Os novos heróis do mar voltaram para Fortaleza num avião da
Navegação Aérea Brasileira (NAB) onde foram aclamados no Aeroporto do Cocorote
e dali cada um dos jangadeiros continuou sua jornada de visitas e festas aos
locais onde nasceram, para viverem seus breves dias de glória.

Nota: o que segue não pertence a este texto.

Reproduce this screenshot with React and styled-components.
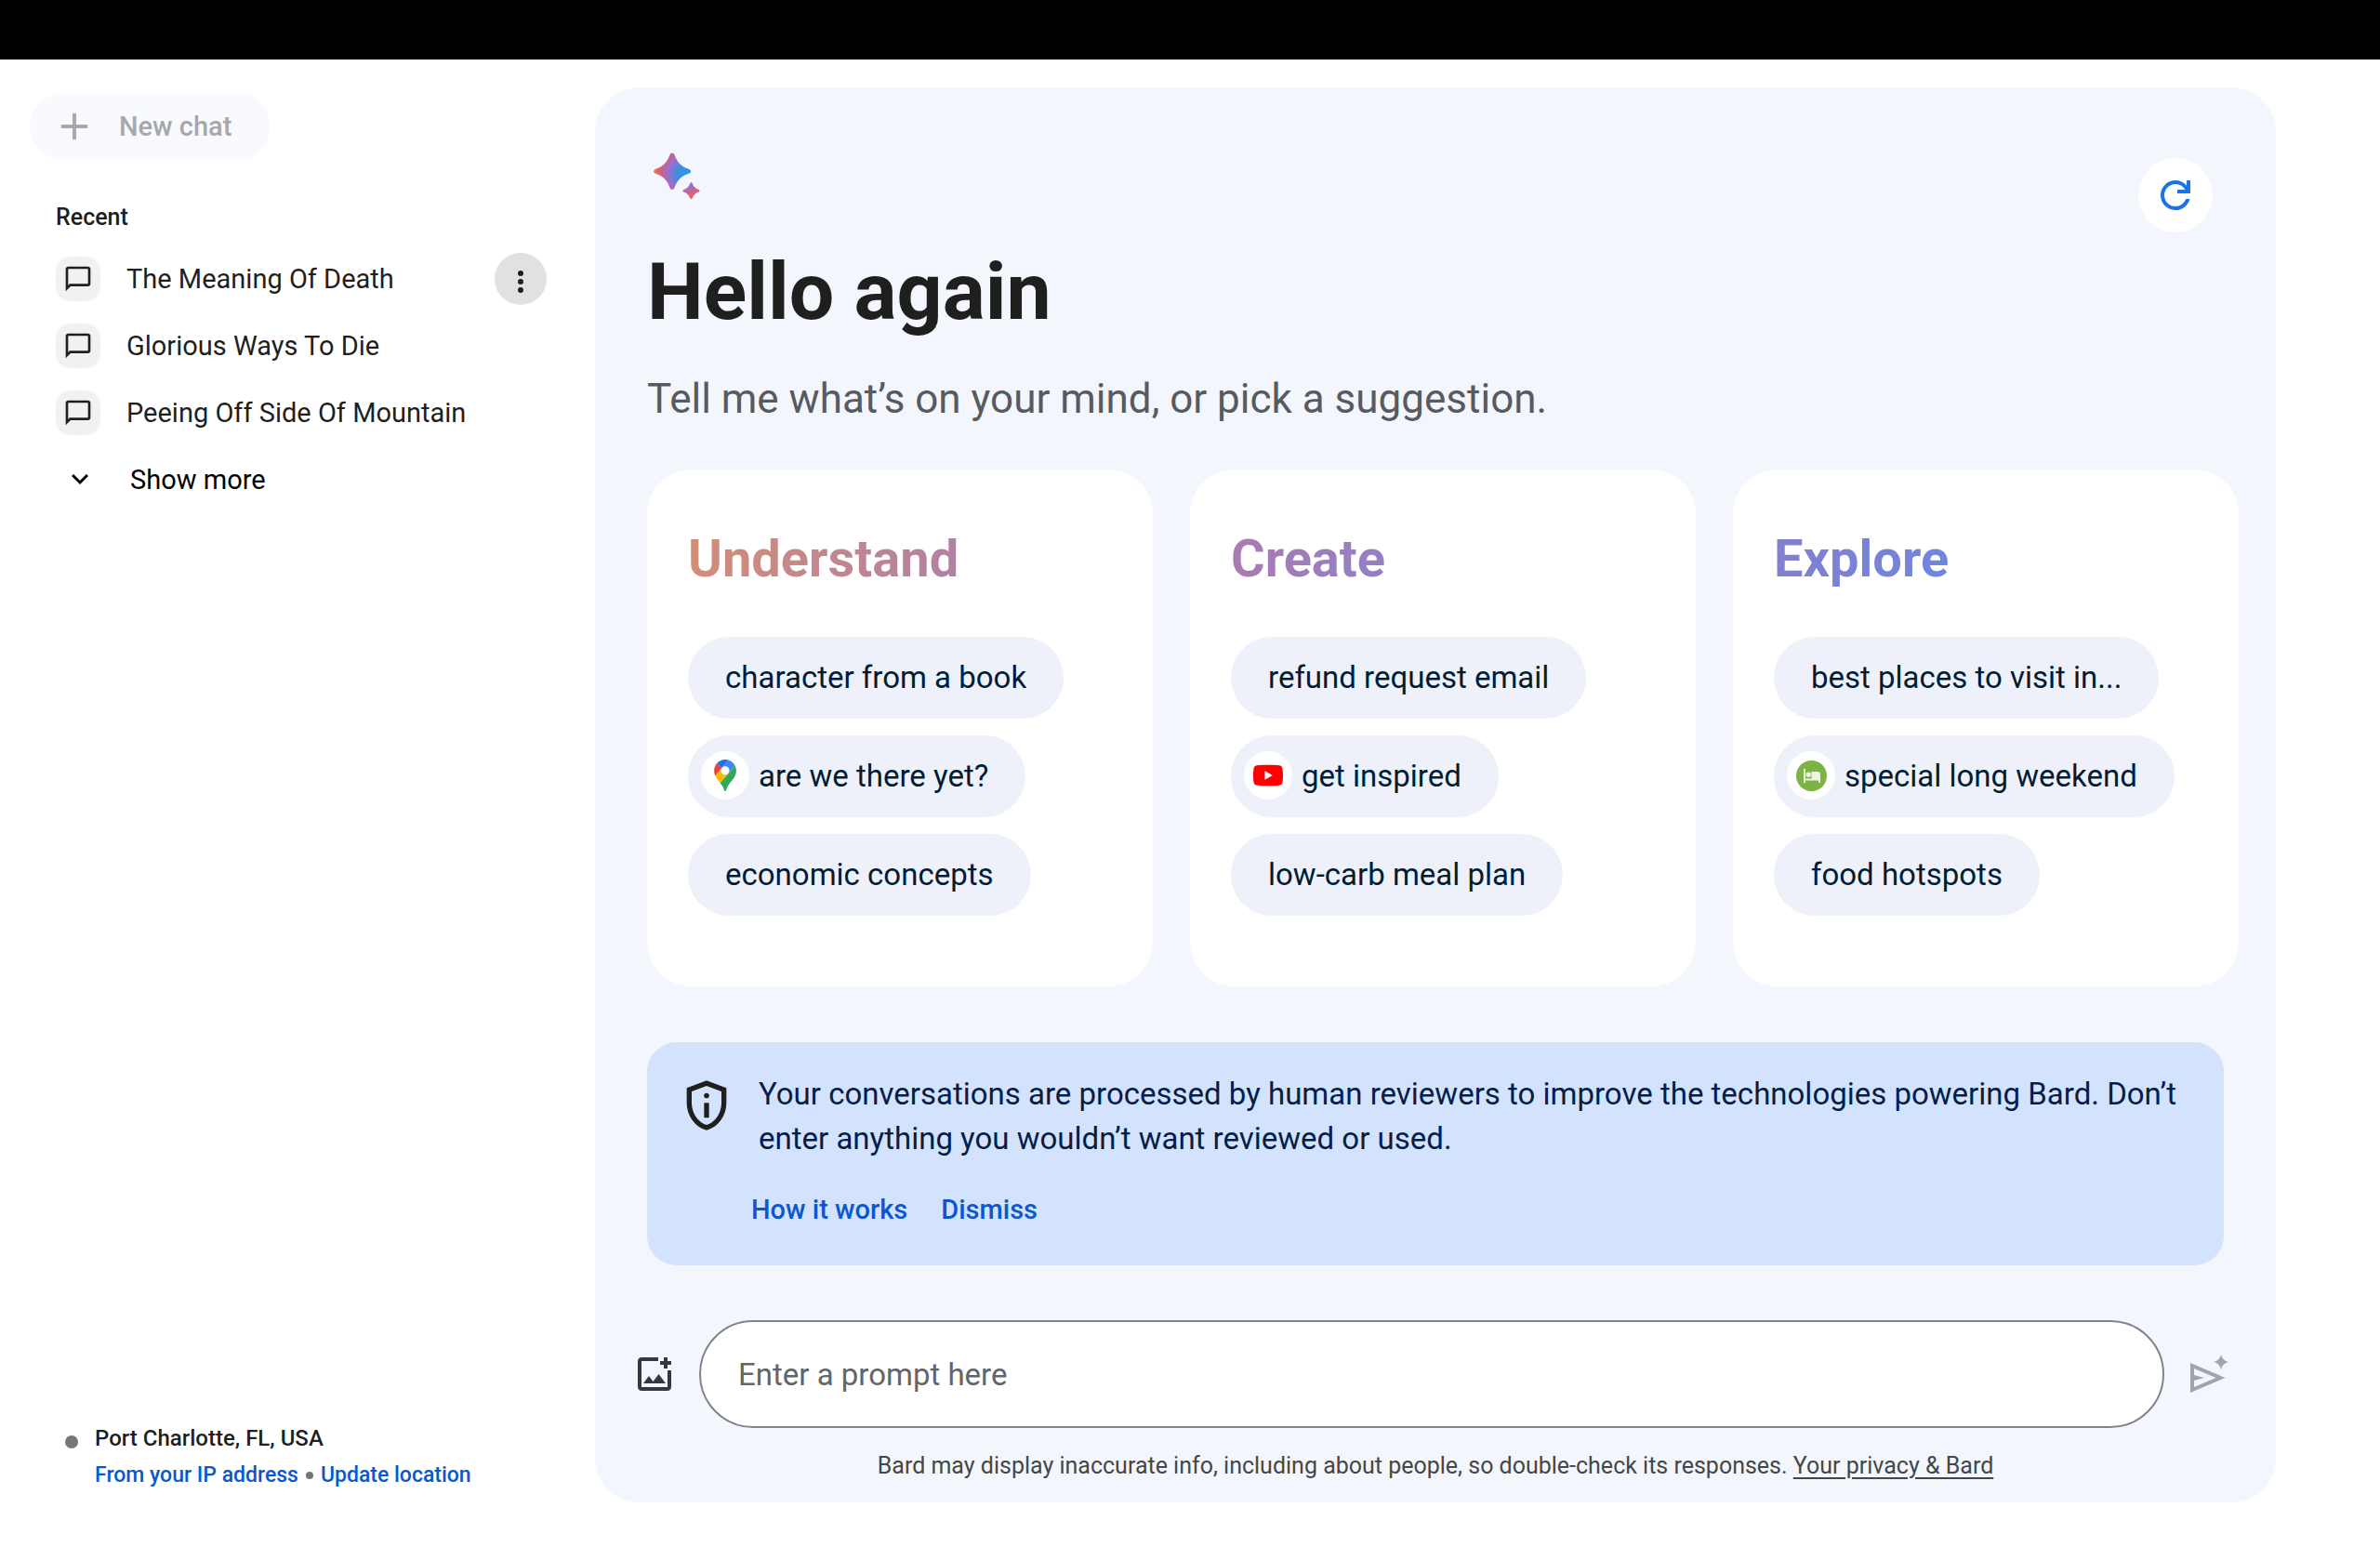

Pouco tempo depois surge em Fortaleza, ninguém menos que o
cineasta americano Orson Welles (1915 - 1985) então já famoso pela produção da
película “ Cidadão Kane” (1941). Ele tomara
conhecimento da saga dos quatro jangadeiros cearenses através da mídia
americana e a serviço da “ política da boa vizinhança “ dos gringos viera rodar
um documentário “ It’s all true“ (É tudo verdade) contando ao vivo com a
participação da comunidade praiana incluindo os famosos “ Jacaré, Tatá, Mané
Preto e Jerônimo “. Uma jangada fora levada de navio até Salvador, para que
fossem tomadas imagens cinematográficas naquele pedaço do litoral baiano. Algo
deu errado e a jangada foi lançada contra umas pedras submersas que
despedaçaram a frágil embarcação, contudo poupando a vida dos atores/
pescadores cearenses. O projeto da filmagem seguiu em frente rumo ao Rio de
Janeiro onde a jangada São Pedro que dormitava no Museu Nacional foi cedida, sob
empréstimo, para reviver as peripécias de sua entrada nas águas da Bacia da
Guanabara com os mesmos lobos do mar “ cabeças–chatas” da aventura de 1941. A
dita embarcação mostrava o madeiro corroído, desgastado pelo tempo e que mesmo
assim foi lançada ao mar para as filmagens. De repente uma onda volumosa e
traiçoeira, despedaçou a jangada São Pedro lançando a tripulação para a
profundeza das águas revoltas. A despeito de serem exímios nadadores, apenas
três dos heróis cearenses voltaram com vida para a praia. Um deles, Jacaré, não
retornou e jamais seu corpo foi localizado. O mesmo mar que lhe servira de
berço o acolheu como gentil sepultura e ofertando como mortalha as alvas
espumas das ondas.
“Ao sopro do terral abrindo a vela/na esteira azul das águas
arrastada/segue veloz a intrépida jangada/entre os uivos do mar que se
encapela/prudente , o jangadeiro se acautela/contra os mil acidentes de
jornada/fazem-lhe , entanto, guerra encarniçada/os ventos, a chuva, os raios ,
a procela/súbito, um raio o prostra e, furioso,/da jangada o despeja na água
escura/ e, em brancos véus de espuma, o desditoso/envolve e traga a onda
intumescida/dando-lhe assim , mortalha e sepultura/o mesmo mar que o pão lhe
dera em vida “ A Morte do Jangadeiro
, poema de Padre Antônio Tomás (1868 – 1941).